Your task: Retype the run of lines that opens with the line containing "Write a component" and closes with the line containing "text-[13.33px] leading-[16px] font-bold", exactly and inclusively, but skip the pictures.

Listed records:

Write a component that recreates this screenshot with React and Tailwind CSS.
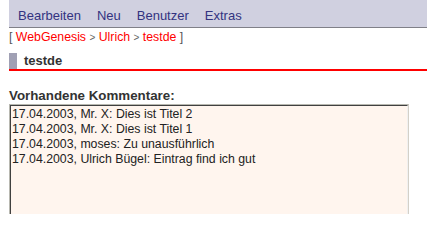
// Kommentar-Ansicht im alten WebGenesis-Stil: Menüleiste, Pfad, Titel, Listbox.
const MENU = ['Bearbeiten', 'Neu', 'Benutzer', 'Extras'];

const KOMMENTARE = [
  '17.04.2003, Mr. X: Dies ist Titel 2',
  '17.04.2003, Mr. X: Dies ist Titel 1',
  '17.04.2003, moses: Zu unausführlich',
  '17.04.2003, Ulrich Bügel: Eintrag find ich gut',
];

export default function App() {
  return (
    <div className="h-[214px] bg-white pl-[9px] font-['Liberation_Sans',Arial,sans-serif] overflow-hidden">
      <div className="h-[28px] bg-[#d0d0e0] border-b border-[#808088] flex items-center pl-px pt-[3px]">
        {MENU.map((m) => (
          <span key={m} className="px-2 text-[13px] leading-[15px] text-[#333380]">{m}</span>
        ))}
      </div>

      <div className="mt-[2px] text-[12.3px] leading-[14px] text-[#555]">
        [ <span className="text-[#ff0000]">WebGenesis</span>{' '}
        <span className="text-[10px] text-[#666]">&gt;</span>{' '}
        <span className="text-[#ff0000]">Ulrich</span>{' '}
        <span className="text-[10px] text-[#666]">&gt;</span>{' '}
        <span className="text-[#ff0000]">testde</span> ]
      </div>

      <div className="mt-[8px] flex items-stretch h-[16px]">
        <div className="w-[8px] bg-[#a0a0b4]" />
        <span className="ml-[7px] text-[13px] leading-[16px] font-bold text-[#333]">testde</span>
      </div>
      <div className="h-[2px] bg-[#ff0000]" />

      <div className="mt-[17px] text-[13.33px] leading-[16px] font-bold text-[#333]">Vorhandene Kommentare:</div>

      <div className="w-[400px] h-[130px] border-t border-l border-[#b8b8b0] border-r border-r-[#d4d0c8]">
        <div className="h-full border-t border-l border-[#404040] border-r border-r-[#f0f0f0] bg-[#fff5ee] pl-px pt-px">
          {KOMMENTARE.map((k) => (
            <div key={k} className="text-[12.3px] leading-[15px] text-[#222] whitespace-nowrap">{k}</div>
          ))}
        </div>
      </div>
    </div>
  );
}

...

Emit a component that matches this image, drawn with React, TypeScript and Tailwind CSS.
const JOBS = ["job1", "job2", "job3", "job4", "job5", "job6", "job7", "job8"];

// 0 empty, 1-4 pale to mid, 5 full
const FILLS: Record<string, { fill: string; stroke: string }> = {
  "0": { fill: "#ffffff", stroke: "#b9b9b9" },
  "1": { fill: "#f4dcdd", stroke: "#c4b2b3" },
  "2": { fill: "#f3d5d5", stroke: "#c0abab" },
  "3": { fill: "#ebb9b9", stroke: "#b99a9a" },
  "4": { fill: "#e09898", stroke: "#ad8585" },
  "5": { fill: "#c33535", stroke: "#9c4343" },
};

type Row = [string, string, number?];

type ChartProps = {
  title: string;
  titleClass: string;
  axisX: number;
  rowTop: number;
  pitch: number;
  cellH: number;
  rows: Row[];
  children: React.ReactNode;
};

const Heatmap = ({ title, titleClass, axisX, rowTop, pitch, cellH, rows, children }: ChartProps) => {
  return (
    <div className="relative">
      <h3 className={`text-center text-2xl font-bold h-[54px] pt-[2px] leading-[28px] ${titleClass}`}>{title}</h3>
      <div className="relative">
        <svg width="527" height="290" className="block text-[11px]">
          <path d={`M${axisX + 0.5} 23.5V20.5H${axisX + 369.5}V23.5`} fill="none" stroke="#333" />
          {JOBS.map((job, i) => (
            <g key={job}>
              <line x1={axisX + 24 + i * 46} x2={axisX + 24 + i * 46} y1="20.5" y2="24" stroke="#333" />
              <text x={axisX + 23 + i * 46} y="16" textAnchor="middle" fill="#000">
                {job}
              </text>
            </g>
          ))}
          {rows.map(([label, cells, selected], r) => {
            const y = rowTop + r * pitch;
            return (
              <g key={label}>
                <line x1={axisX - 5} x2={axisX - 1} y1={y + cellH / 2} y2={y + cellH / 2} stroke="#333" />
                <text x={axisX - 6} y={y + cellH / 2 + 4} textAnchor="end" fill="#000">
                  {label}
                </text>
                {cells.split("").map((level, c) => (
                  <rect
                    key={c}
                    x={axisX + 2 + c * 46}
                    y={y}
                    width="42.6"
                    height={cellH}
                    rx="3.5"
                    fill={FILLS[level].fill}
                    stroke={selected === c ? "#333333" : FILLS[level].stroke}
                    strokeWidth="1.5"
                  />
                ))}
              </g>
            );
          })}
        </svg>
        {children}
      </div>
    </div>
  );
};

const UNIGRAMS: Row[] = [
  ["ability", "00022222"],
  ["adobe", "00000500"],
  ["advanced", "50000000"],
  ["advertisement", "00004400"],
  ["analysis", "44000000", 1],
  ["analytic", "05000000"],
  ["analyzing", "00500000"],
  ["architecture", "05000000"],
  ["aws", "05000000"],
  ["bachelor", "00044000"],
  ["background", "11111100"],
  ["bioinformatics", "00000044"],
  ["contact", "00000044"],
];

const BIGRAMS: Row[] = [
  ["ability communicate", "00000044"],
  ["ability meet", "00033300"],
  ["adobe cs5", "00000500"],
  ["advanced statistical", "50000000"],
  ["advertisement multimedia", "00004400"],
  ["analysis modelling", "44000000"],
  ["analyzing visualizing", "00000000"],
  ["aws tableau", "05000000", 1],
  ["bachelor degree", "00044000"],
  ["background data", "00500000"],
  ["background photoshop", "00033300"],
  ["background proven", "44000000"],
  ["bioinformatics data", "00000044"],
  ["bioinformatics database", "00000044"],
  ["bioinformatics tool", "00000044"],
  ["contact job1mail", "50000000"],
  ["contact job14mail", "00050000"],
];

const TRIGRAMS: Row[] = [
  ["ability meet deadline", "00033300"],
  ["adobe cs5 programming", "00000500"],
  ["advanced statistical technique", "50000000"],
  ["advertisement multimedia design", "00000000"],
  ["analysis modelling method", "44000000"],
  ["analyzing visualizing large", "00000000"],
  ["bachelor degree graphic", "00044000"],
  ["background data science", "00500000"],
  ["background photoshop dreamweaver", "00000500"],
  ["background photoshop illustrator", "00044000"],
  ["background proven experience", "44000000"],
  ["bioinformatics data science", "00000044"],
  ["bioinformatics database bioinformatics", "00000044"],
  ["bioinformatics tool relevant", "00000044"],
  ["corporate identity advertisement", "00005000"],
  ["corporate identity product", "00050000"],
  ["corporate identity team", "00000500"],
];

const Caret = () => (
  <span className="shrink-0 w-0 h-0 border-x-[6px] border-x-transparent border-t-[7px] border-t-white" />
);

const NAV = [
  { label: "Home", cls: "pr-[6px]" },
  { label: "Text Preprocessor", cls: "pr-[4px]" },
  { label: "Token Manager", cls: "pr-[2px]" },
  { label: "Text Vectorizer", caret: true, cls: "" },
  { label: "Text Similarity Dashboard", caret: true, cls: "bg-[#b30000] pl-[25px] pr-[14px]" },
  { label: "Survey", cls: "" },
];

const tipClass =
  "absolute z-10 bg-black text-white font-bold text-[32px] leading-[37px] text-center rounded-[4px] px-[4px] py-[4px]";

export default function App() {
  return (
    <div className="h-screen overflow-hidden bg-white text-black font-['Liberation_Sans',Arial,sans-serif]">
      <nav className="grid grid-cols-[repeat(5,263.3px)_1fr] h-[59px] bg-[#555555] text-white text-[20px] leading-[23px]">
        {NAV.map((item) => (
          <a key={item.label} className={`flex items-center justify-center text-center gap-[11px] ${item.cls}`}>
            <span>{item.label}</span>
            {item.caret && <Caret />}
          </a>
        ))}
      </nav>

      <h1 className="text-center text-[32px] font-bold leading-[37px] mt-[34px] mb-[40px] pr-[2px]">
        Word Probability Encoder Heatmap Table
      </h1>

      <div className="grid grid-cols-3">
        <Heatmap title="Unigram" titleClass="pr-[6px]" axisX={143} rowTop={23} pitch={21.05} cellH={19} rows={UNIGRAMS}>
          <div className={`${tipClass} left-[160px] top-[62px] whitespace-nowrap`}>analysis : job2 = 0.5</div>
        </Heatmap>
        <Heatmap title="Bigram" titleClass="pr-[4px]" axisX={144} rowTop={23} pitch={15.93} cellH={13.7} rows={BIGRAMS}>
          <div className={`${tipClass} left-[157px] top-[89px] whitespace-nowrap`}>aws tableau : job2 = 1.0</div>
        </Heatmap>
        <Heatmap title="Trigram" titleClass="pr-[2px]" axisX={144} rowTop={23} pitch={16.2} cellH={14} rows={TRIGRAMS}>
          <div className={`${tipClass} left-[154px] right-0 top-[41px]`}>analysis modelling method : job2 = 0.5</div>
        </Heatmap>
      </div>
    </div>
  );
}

Reply:
Write a component that recreates this screenshot with React and Tailwind CSS.
// Kommentar-Ansicht im alten WebGenesis-Stil: Menüleiste, Pfad, Titel, Listbox.
const MENU = ['Bearbeiten', 'Neu', 'Benutzer', 'Extras'];

const KOMMENTARE = [
  '17.04.2003, Mr. X: Dies ist Titel 2',
  '17.04.2003, Mr. X: Dies ist Titel 1',
  '17.04.2003, moses: Zu unausführlich',
  '17.04.2003, Ulrich Bügel: Eintrag find ich gut',
];

export default function App() {
  return (
    <div className="h-[214px] bg-white pl-[9px] font-['Liberation_Sans',Arial,sans-serif] overflow-hidden">
      <div className="h-[28px] bg-[#d0d0e0] border-b border-[#808088] flex items-center pl-px pt-[3px]">
        {MENU.map((m) => (
          <span key={m} className="px-2 text-[13px] leading-[15px] text-[#333380]">{m}</span>
        ))}
      </div>

      <div className="mt-[2px] text-[12.3px] leading-[14px] text-[#555]">
        [ <span className="text-[#ff0000]">WebGenesis</span>{' '}
        <span className="text-[10px] text-[#666]">&gt;</span>{' '}
        <span className="text-[#ff0000]">Ulrich</span>{' '}
        <span className="text-[10px] text-[#666]">&gt;</span>{' '}
        <span className="text-[#ff0000]">testde</span> ]
      </div>

      <div className="mt-[8px] flex items-stretch h-[16px]">
        <div className="w-[8px] bg-[#a0a0b4]" />
        <span className="ml-[7px] text-[13px] leading-[16px] font-bold text-[#333]">testde</span>
      </div>
      <div className="h-[2px] bg-[#ff0000]" />

      <div className="mt-[17px] text-[13.33px] leading-[16px] font-bold text-[#333]">Vorhandene Kommentare:</div>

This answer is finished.